A young man pushes his bicycle past an oil installation in southern Chad, near a village where residents complained of pollution and toxic waste disposal.AFP/Getty Images/AFP

America brings us democracy, China brings us roads,” is a frequently heard comment in African capitals, as governments weary of US scolding on human rights and the environment tout the more accommodating posture of China, America’s geopolitical rival. Alas, China’s role in Africa is based far more on self-interest than consideration of Africa’s concerns, or anyone else’s. Mostly, the fast-developing China is looking for oil and minerals, and needs roads and bridges to get them to port as quickly as possible. China isn’t alone in looking to Africa for fuel and treasure, but its relentless push for development has placed a serious strain on weak African governments with little capacity for oversight — which are now starting to discover that Chinese aid comes with its own complications.

Impoverished Chad, for instance, has welcomed exploration of Chad’s oil reserves by Chinese companies (along with American and British ones). But promises to use the oil revenues to raise Chad’s standard of living have largely gone unmet, while pollution from drilling sites and other oil-related infrastructure damages the air and water of the country.
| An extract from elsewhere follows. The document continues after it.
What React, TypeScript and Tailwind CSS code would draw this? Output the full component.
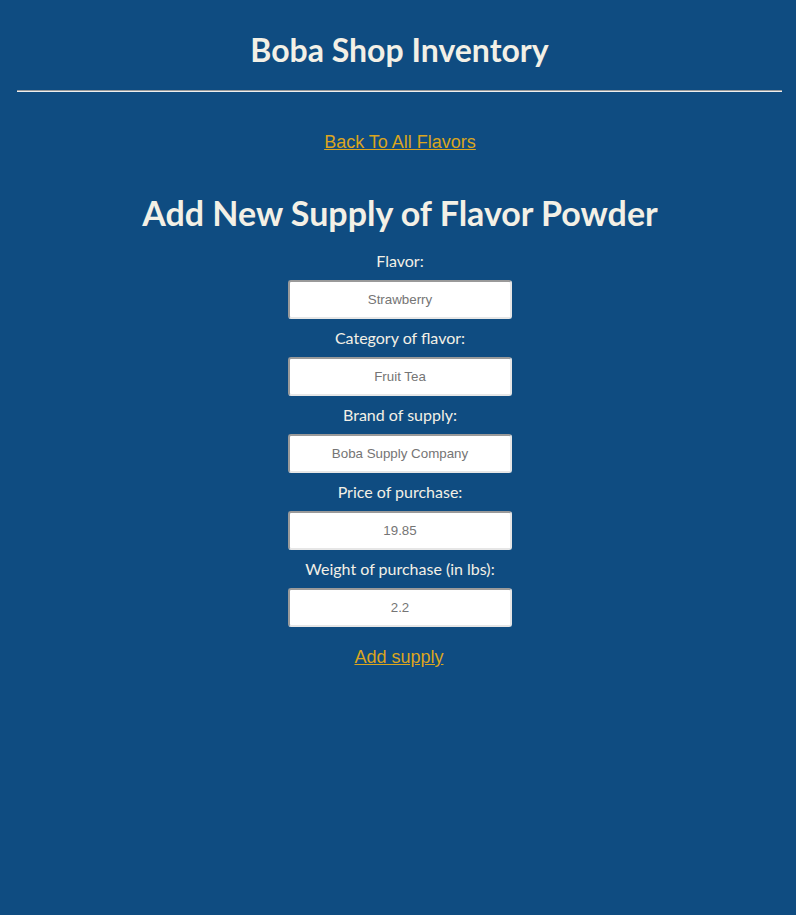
import React from "react";

const fields = [
  { label: "Flavor:", ph: "Strawberry" },
  { label: "Category of flavor:", ph: "Fruit Tea" },
  { label: "Brand of supply:", ph: "Boba Supply Company" },
  { label: "Price of purchase:", ph: "19.85" },
  { label: "Weight of purchase (in lbs):", ph: "2.2" },
];

export default function App() {
  return (
    <div className="min-h-[915px] w-full bg-[#0f4c81] text-[#f3f0e6] font-['Lato',sans-serif]">
      <div className="pl-[17px] pr-[14px] pt-[31px]">
        <h1 className="text-center text-[32px] font-bold leading-[38px]">Boba Shop Inventory</h1>
        <div className="mt-[21px] h-[2px] border-t border-t-[#9a9a9a] border-b border-b-[#eeeeee]" />
      </div>
      <div className="pl-[4px]">
        <div className="mt-[40px] flex justify-center">
          <a href="#" className="font-['Liberation_Sans',Arial,sans-serif] text-[18px] leading-[21px] text-[#daa520] underline">
            Back To All Flavors
          </a>
        </div>
        <h2 className="mt-[40px] text-center text-[34px] font-bold leading-[40px]">Add New Supply of Flavor Powder</h2>
        <form className="mt-[19px] flex flex-col items-center gap-[10px]">
          {fields.map((f) => (
            <React.Fragment key={f.label}>
              <label className="text-[16px] leading-[18px]">{f.label}</label>
              <input
                placeholder={f.ph}
                className="h-[39px] w-[224px] rounded-[3px] border-2 border-t-[#9a9a9a] border-l-[#9a9a9a] border-b-[#e6e6e6] border-r-[#e6e6e6] bg-white text-center font-['Liberation_Sans',Arial,sans-serif] text-[13.33px] text-black placeholder:text-[#757575] outline-none"
              />
            </React.Fragment>
          ))}
          <a href="#" className="mt-[10px] -ml-[2px] font-['Liberation_Sans',Arial,sans-serif] text-[18px] leading-[21px] text-[#daa520] underline">
            Add supply
          </a>
        </form>
      </div>
    </div>
  );
}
Thus, last month’s order by the Chadian government to suspend work by China National Petroleum on the basis of its environmental damage marks a milestone — an African nation pushing back against the Chinese approach to development. In a letter obtained by Agence France Presse, officials demanded that the Chinese oil giant pay $1.2 billion for illegal dumping and for filling in polluted drilling sites without first treating them for toxic residue. The same company was suspended last year for environmental violations, but not subjected to a fine. Chad’s willingness to put some teeth into its environmental protections should reverberate through Africa and beyond.